## BEGIN DATASET EXCERPT

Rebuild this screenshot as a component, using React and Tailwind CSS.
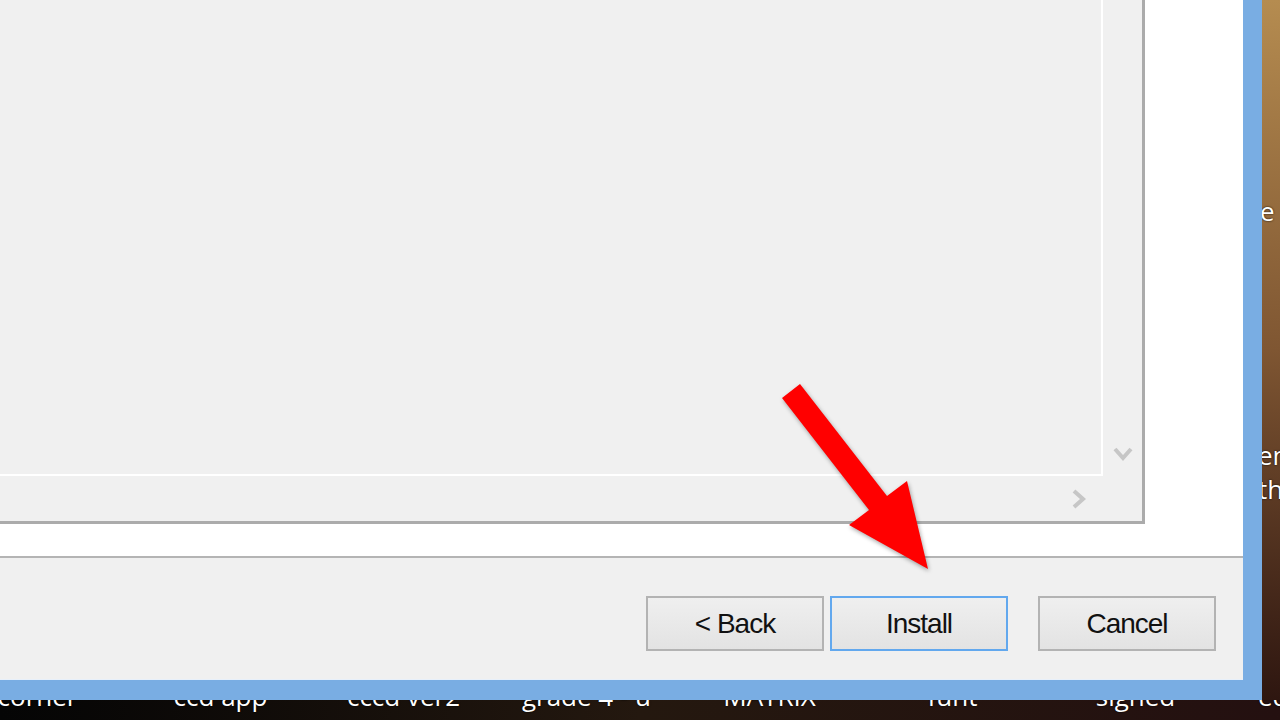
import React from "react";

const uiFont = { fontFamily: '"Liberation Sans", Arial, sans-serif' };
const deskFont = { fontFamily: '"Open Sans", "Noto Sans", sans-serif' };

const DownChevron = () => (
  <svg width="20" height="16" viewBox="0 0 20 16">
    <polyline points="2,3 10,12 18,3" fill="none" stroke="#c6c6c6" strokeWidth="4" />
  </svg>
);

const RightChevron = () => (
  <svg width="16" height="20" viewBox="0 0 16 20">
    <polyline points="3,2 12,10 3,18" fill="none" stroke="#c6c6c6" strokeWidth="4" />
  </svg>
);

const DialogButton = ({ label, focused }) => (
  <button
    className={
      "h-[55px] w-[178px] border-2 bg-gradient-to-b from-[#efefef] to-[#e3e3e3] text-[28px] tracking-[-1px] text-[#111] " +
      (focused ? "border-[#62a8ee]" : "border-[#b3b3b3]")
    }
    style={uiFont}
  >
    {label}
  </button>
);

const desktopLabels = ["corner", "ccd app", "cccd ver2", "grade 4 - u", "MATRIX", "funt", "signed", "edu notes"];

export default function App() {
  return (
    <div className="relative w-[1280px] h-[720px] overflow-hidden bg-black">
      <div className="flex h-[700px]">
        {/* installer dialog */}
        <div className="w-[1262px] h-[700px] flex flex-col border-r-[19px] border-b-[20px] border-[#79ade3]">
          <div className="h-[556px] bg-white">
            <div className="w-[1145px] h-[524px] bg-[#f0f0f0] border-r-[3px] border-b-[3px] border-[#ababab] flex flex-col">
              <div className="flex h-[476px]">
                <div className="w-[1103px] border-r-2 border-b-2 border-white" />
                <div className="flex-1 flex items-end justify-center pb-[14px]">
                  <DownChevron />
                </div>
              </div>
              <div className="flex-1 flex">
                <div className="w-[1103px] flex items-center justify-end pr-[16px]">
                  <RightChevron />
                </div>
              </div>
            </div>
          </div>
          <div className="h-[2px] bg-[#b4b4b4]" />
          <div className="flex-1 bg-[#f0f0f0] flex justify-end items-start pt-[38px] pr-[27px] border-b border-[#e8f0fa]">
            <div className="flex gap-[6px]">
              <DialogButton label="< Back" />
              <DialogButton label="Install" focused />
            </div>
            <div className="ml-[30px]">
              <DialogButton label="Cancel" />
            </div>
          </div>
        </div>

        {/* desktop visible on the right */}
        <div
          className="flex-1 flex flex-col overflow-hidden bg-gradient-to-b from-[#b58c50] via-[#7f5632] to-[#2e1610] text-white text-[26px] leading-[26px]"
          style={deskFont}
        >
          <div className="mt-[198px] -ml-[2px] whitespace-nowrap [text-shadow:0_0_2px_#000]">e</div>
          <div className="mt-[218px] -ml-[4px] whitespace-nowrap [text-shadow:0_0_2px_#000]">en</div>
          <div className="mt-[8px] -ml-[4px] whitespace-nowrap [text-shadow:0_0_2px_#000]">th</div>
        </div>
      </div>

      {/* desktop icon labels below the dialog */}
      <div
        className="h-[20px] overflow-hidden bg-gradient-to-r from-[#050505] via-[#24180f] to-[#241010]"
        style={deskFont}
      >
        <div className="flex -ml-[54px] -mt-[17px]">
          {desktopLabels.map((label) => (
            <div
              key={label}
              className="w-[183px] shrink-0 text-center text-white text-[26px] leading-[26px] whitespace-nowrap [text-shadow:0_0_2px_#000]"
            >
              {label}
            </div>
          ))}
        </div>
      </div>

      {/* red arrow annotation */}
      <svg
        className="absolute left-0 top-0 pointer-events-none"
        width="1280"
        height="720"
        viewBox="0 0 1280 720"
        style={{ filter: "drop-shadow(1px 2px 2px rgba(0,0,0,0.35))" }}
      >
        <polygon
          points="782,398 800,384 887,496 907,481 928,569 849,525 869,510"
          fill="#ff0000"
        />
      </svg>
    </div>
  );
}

## END DATASET EXCERPT

→ WHAT IS EXPECTED:
Leave out the pictures and give the listing above again exactly.

→ ANSWER BELOW:
Rebuild this screenshot as a component, using React and Tailwind CSS.
import React from "react";

const uiFont = { fontFamily: '"Liberation Sans", Arial, sans-serif' };
const deskFont = { fontFamily: '"Open Sans", "Noto Sans", sans-serif' };

const DownChevron = () => (
  <svg width="20" height="16" viewBox="0 0 20 16">
    <polyline points="2,3 10,12 18,3" fill="none" stroke="#c6c6c6" strokeWidth="4" />
  </svg>
);

const RightChevron = () => (
  <svg width="16" height="20" viewBox="0 0 16 20">
    <polyline points="3,2 12,10 3,18" fill="none" stroke="#c6c6c6" strokeWidth="4" />
  </svg>
);

const DialogButton = ({ label, focused }) => (
  <button
    className={
      "h-[55px] w-[178px] border-2 bg-gradient-to-b from-[#efefef] to-[#e3e3e3] text-[28px] tracking-[-1px] text-[#111] " +
      (focused ? "border-[#62a8ee]" : "border-[#b3b3b3]")
    }
    style={uiFont}
  >
    {label}
  </button>
);

const desktopLabels = ["corner", "ccd app", "cccd ver2", "grade 4 - u", "MATRIX", "funt", "signed", "edu notes"];

export default function App() {
  return (
    <div className="relative w-[1280px] h-[720px] overflow-hidden bg-black">
      <div className="flex h-[700px]">
        {/* installer dialog */}
        <div className="w-[1262px] h-[700px] flex flex-col border-r-[19px] border-b-[20px] border-[#79ade3]">
          <div className="h-[556px] bg-white">
            <div className="w-[1145px] h-[524px] bg-[#f0f0f0] border-r-[3px] border-b-[3px] border-[#ababab] flex flex-col">
              <div className="flex h-[476px]">
                <div className="w-[1103px] border-r-2 border-b-2 border-white" />
                <div className="flex-1 flex items-end justify-center pb-[14px]">
                  <DownChevron />
                </div>
              </div>
              <div className="flex-1 flex">
                <div className="w-[1103px] flex items-center justify-end pr-[16px]">
                  <RightChevron />
                </div>
              </div>
            </div>
          </div>
          <div className="h-[2px] bg-[#b4b4b4]" />
          <div className="flex-1 bg-[#f0f0f0] flex justify-end items-start pt-[38px] pr-[27px] border-b border-[#e8f0fa]">
            <div className="flex gap-[6px]">
              <DialogButton label="< Back" />
              <DialogButton label="Install" focused />
            </div>
            <div className="ml-[30px]">
              <DialogButton label="Cancel" />
            </div>
          </div>
        </div>

        {/* desktop visible on the right */}
        <div
          className="flex-1 flex flex-col overflow-hidden bg-gradient-to-b from-[#b58c50] via-[#7f5632] to-[#2e1610] text-white text-[26px] leading-[26px]"
          style={deskFont}
        >
          <div className="mt-[198px] -ml-[2px] whitespace-nowrap [text-shadow:0_0_2px_#000]">e</div>
          <div className="mt-[218px] -ml-[4px] whitespace-nowrap [text-shadow:0_0_2px_#000]">en</div>
          <div className="mt-[8px] -ml-[4px] whitespace-nowrap [text-shadow:0_0_2px_#000]">th</div>
        </div>
      </div>

      {/* desktop icon labels below the dialog */}
      <div
        className="h-[20px] overflow-hidden bg-gradient-to-r from-[#050505] via-[#24180f] to-[#241010]"
        style={deskFont}
      >
        <div className="flex -ml-[54px] -mt-[17px]">
          {desktopLabels.map((label) => (
            <div
              key={label}
              className="w-[183px] shrink-0 text-center text-white text-[26px] leading-[26px] whitespace-nowrap [text-shadow:0_0_2px_#000]"
            >
              {label}
            </div>
          ))}
        </div>
      </div>

      {/* red arrow annotation */}
      <svg
        className="absolute left-0 top-0 pointer-events-none"
        width="1280"
        height="720"
        viewBox="0 0 1280 720"
        style={{ filter: "drop-shadow(1px 2px 2px rgba(0,0,0,0.35))" }}
      >
        <polygon
          points="782,398 800,384 887,496 907,481 928,569 849,525 869,510"
          fill="#ff0000"
        />
      </svg>
    </div>
  );
}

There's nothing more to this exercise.